Aim:
The listing below begins with the first line you should copy; stop after the line containing "Minus, RotateCw, X", and drop every picture.

** START OF Supplied material **

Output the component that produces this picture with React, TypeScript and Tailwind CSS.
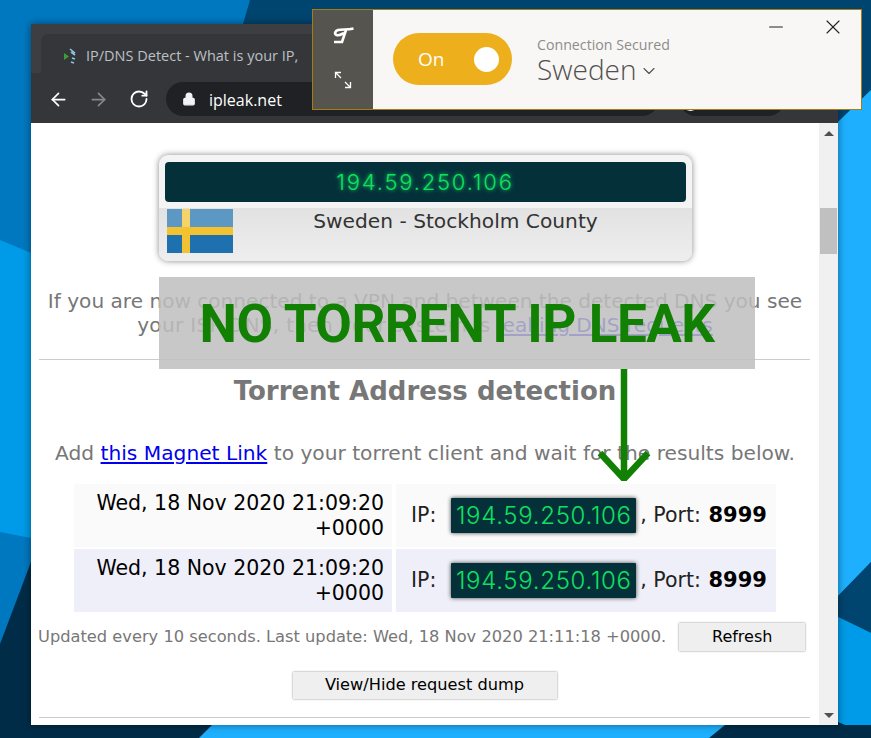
import { ArrowLeft, ArrowRight, ChevronDown, Lock, Minus, RotateCw, X } from "lucide-react";

const sans = "font-['DejaVu_Sans',sans-serif]";
const digital = "font-['Inter',sans-serif]";

function IpBadge() {
  return (
    <span
      className={`${digital} inline-block h-[35px] w-[185px] rounded-[1px] bg-[#04303a] text-center text-[24px] leading-[35px] font-light tracking-[0.7px] text-[#0fe060] shadow-[0_0_4px_#444]`}
    >
      194.59.250.106
    </span>
  );
}

function TorrentRow({ tint }: { tint: string }) {
  return (
    <div className="flex gap-[4px]">
      <div className={`${tint} h-[63px] w-[318px] px-[8px] pt-[7px] text-right text-[20.5px] leading-[25px] text-black`}>
        Wed, 18 Nov 2020 21:09:20
        <br />
        +0000
      </div>
      <div className={`${tint} flex h-[63px] w-[380px] items-center pl-[15px] text-[20.5px] text-[#222]`}>
        <span className="mr-[15px]">IP:</span>
        <IpBadge />
        <span className="ml-[4px]">, Port:&nbsp;</span>
        <b className="ml-[1px] text-[21px] text-black">8999</b>
      </div>
    </div>
  );
}

function Chrome() {
  return (
    <div className="flex h-[99px] flex-col bg-[#35363a]">
      <div className="flex h-[49px] items-end bg-[#3c3e41] pl-[10px]">
        <div className="flex h-[39px] w-[300px] items-center rounded-t-[8px] bg-[#35363a] pt-[4px] pl-[22px]">
          <svg width="14" height="18" viewBox="0 0 14 18" className="mr-[9px]">
            <path d="M1 6v7l5-3.5z" fill="#3d9a3d" />
            <path d="M7 2l5 4M8 5l4 3M9 11l3 1M8 15l3 1" stroke="#8fc4dc" strokeWidth="1.6" />
          </svg>
          <span className="font-['Open_Sans',sans-serif] text-[14.5px] whitespace-nowrap text-[#bdc1c6]">
            IP/DNS Detect - What is your IP,
          </span>
        </div>
      </div>
      <div className="flex h-[50px] items-start pt-[9px] pl-[17px]">
        <ArrowLeft size={21} strokeWidth={2} className="mt-[7px] text-white" />
        <ArrowRight size={21} strokeWidth={2} className="mt-[7px] ml-[19px] text-[#85878a]" />
        <RotateCw size={20} strokeWidth={2.2} className="mt-[7px] ml-[20px] text-white" />
        <div className="ml-[17px] flex h-[34px] w-[493px] items-center rounded-full bg-[#202124] pl-[16px]">
          <Lock size={14} fill="#f1f3f4" className="text-[#f1f3f4]" />
          <span className="mt-[1px] ml-[13px] font-['Open_Sans',sans-serif] text-[16px] text-white">ipleak.net</span>
        </div>
        <div className="ml-[20px] h-[34px] w-[106px] overflow-hidden rounded-full bg-[#202124] pt-[9px] pl-[3px]">
          <div className="h-[20px] w-[17px] rounded-full bg-white" />
        </div>
      </div>
    </div>
  );
}

function Scrollbar() {
  return (
    <div className="flex w-[19px] flex-col items-center bg-[#f0f0f0]">
      <div className="mt-[8px] h-0 w-0 border-x-[5px] border-b-[5px] border-x-transparent border-b-[#505050]" />
      <div className="mt-[72px] h-[46px] w-[17px] bg-[#c0c0c0]" />
      <div className="mt-auto mb-[7px] h-0 w-0 border-x-[5px] border-t-[5px] border-x-transparent border-t-[#505050]" />
    </div>
  );
}

function Page() {
  return (
    <div className={`${sans} flex min-h-0 flex-1 flex-col items-center bg-white`}>
      <div className="mt-[32px] h-[106px] w-[533px] overflow-hidden rounded-[9px] bg-[#f4f4f4] pt-[7px] shadow-[0_0_6px_#888]">
        <div
          className={`${digital} mx-[6px] h-[40px] rounded-[4px] bg-[#04303a] text-center text-[22px] leading-[40px] font-light tracking-[1.8px] text-[#0fe060] [text-shadow:0_0_4px_#0fe060]`}
        >
          194.59.250.106
        </div>
        <div className="mt-[6px] flex h-[53px] bg-gradient-to-b from-[#e2e2e2] to-[#eeeeee] pt-[1px] pl-[8px]">
          <svg width="66" height="44" viewBox="0 0 66 44" className="shrink-0">
            <rect width="66" height="44" fill="#1f70ae" />
            <rect x="15" width="8" height="44" fill="#f2c230" />
            <rect y="18" width="66" height="8" fill="#f2c230" />
            <rect width="66" height="18" fill="#fff" opacity="0.28" />
          </svg>
          <div className="flex-1 pr-[13px] text-center text-[20.2px] leading-[24px] text-[#333]">
            Sweden - Stockholm County
          </div>
        </div>
      </div>
      <p className="mt-[28px] w-[770px] text-center text-[20.1px] leading-[24px] text-[#777]">
        If you are now connected to a VPN and between the detected DNS you see{" "}
        <span className="tracking-[0.3px]">your ISP DNS, then your system is</span>{" "}
        <span className="text-[#0000ee] underline">leaking DNS requests</span>
      </p>
      <div className="mt-[22px] mr-[1px] h-px w-[771px] bg-[#ccc]" />
      <h2 className="mt-[15px] text-[26px] leading-[32px] font-bold text-[#777]">Torrent Address detection</h2>
      <p className="mt-[34px] text-[20.2px] leading-[24px] text-[#777]">
        Add <span className="text-[#0000ee] underline">this Magnet Link</span> to your torrent client and wait for the results below.
      </p>
      <div className="mt-[19px] flex flex-col gap-[2px]">
        <TorrentRow tint="bg-[#fafafa]" />
        <TorrentRow tint="bg-[#efeff9]" />
      </div>
      <div className="mt-[11px] mr-[1px] flex w-[773px] items-center">
        <span className="text-[16.25px] whitespace-nowrap text-[#777]">
          Updated every 10 seconds. Last update: Wed, 18 Nov 2020 21:11:18 +0000.
        </span>
        <button className="ml-[13px] h-[28px] w-[126px] bg-[#efefef] text-[16px] text-black shadow-[0_0_2px_#888]">Refresh</button>
      </div>
      <button className="mt-[21px] mr-[1px] h-[27px] w-[264px] bg-[#efefef] text-[16.2px] text-black shadow-[0_0_2px_#888]">
        View/Hide request dump
      </button>
      <div className="mt-[18px] mr-[1px] h-px w-[771px] bg-[#ccc]" />
    </div>
  );
}

function Vpn() {
  return (
    <div className="absolute top-[9px] left-[312px] flex h-[101px] w-[550px] border border-[#a87c10] bg-[#f9f7f5]">
      <div className="flex w-[60px] flex-col items-center bg-[#55544e] pt-[17px]">
        <svg width="21" height="17" viewBox="0 0 21 17" fill="none" stroke="#fff" strokeWidth="2.6">
          <path d="M13 3L9 15H1" />
          <path d="M20.5 1.5C14 3 9 2 5 3C2 4 1 7 3.5 8C6 9 9 7 11 6" />
        </svg>
        <svg width="18" height="18" viewBox="0 0 18 18" fill="none" stroke="#fff" strokeWidth="1.3" className="mt-[27px]">
          <path d="M1.5 1.5L7 7M1.5 7V1.5H7M16.5 16.5L11 11M16.5 11V16.5H11" />
        </svg>
      </div>
      <div className="mt-[23px] ml-[20px] flex h-[52px] w-[119px] items-center justify-between rounded-full bg-[#edaf1b] pr-[13px] pl-[25px]">
        <span className="font-['Open_Sans',sans-serif] text-[19px] text-white">On</span>
        <div className="h-[25px] w-[25px] rounded-full bg-white" />
      </div>
      <div className="mt-[26px] ml-[25px] font-['Open_Sans',sans-serif]">
        <div className="text-[14.2px] leading-[18px] text-[#8c8c8c]">Connection Secured</div>
        <div className="flex items-center text-[28px] leading-[31px] font-light text-[#505050]">
          Sweden
          <ChevronDown size={20} strokeWidth={1.3} className="mt-[2px] ml-[3px]" />
        </div>
      </div>
      <Minus size={22} strokeWidth={1.2} className="absolute top-[6px] left-[452px] text-[#222]" />
      <X size={24} strokeWidth={1.1} className="absolute top-[5px] left-[508px] text-[#222]" />
    </div>
  );
}

export default function App() {
  return (
    <div className="relative h-[738px] w-[871px] overflow-hidden bg-[#0078c0]">
      <svg className="absolute inset-0" width="871" height="738" viewBox="0 0 871 738">
        <polygon points="250,0 871,0 871,90 838,122 838,24 243,24" fill="#00456f" />
        <polygon points="838,122 871,90 871,562 838,596" fill="#1eb0ff" />
        <polygon points="838,596 871,562 871,633 838,617" fill="#00456f" />
        <polygon points="838,617 871,633 871,738 838,738" fill="#009be8" />
        <polygon points="838,722 871,736 871,738 838,738" fill="#002c48" />
        <polygon points="0,240 31,253 31,538 0,532" fill="#009be8" />
        <polygon points="31,562 0,644 0,738 31,738" fill="#002c48" />
        <polygon points="0,725 871,725 871,738 0,738" fill="#002c48" />
        <polygon points="212,725 725,725 709,738 199,738" fill="#1eb0ff" />
      </svg>
      <div className="absolute top-[24px] left-[31px] flex h-[701px] w-[807px] flex-col shadow-[0_0_8px_rgba(0,0,0,0.45)]">
        <Chrome />
        <div className="flex min-h-0 flex-1">
          <Page />
          <Scrollbar />
        </div>
      </div>
      <div className="absolute top-[277px] left-[159px] flex h-[92px] w-[596px] items-center justify-center bg-[rgba(190,190,190,0.85)] pt-[4px]">
        <span className="font-['Roboto',sans-serif] text-[53px] font-bold tracking-[-0.5px] text-[#118003]">NO TORRENT IP LEAK</span>
      </div>
      <svg className="absolute top-[369px] left-[596px]" width="56" height="112" viewBox="0 0 56 112" fill="none" stroke="#118003" strokeWidth="6.5">
        <path d="M28 0v110M4 84l24 26 24-26" />
      </svg>
      <Vpn />
    </div>
  );
}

** END OF Supplied material **

Task result:
Output the component that produces this picture with React, TypeScript and Tailwind CSS.
import { ArrowLeft, ArrowRight, ChevronDown, Lock, Minus, RotateCw, X } from "lucide-react";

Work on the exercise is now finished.